Food for Thought: 5 Books I Read in 2017

Winter weekend, a cup of coffee, a cosy chair and a book makes for a perfect day spent. I managed to read quite a few books this year, but not so much to be able to brag. Nonetheless, I have picked and compiled a short but unique book recommendation list for those who want to read but never get around doing so. And also for those who are avid book readers.

 Ministry of Utmost Happiness by Arundati Roy

One of the themes revolves around Anjum who was born a boy but not a normal one.  The reader gets to meet a number of other characters through Anjum’s journey of finding her place in the world.  Roy also deals with the Kashmir issue through some eccentric characters of Tillotama and Musa Yeswi. The long time span that the book cover seems to make it a slow read. 

This is Arundati Roy’s second novel that she wrote after a long break of 20 years. First things first, if you have read her first novel The God of Small Things, beware you might not like it right away.  A lot of her followers were disappointed with this novel. But let us be pragmatic. Writing books is no piece of cake. Roy put her blood and soul into this work I m sure. But I speak as a die hard fan of hers.

Metamorphosis by Frank Kafka

By picking up the above book by Frank Kafka I take you way back to 1915 when the novella was published. This has been on my to read list for a long time. Can’t say what made me pick it up, but my initial thoughts were ‘meh’. However, by the time I finished it, I could see the themes dealt with.

This story is about the metamorphosis of Gregor Samsa who wakes up one day to find out he has changed into an insect. What appears to be strange is that Samsa isn’t shocked at being changed from his human form but his worry of missing  work and the repercussions that would follow.  On many levels it points out the pressure of a capitalist society, one’s own isolation despite friends and family around, and the need for survival.
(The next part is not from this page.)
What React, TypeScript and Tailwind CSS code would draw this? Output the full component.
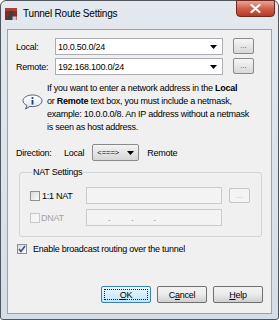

If you want to read something short, pick this classic book and peek into the the mind of Frank Kafka.

After the Prophet: The Epic Story of the Shia-Sunni Split by Lesley Hazleton

Having read The First Muslim: The Story of Muhammad, picking up this wasn’t a hard choice. Lesley Hazleton has a way with words. She has the skill to weave the historical account into an appealing narration. As a Muslim, the theme of Shia Sunni conflict is close to my heart. It is a sensitive and unavoidable topic for Muslims all over the world.

If you want to reading something about the history of Muslims and how we got divided into Shia Sunni wars, this is a good read.

A Room of One’s Own & Three Guineas By Virginia Woolf

The Collins Classics edition of Virginia Woolf’s work covers two of her long essays that she presented at Cambridge. A Room of One’s Own was published in 1929, while Three Guineas was written a decade later.

If you are intrigued by the life and death of Woolf, I recommend you pick up this book. Especially if you are interested in knowing Woolf’s experience as a female writer back in the early 1900s. She explores the themes of why women should have their own room for writing (an interesting thought). She talks about war and the gender inequality with her own style of wit and sarcasm in the Three Guineas.

Logic: The Fallacy of Love by Max Shulman

This is a short story I picked up considering that we generally look for quick and easy reads these days. The story is about a college boy who attempts to educate his girlfriend, whom he thinks to be a little slow. She uses her lessons in logic with him to eventually pick another guy as her boyfriend. The short story is a perfect read if you are looking for something funny, light and interesting.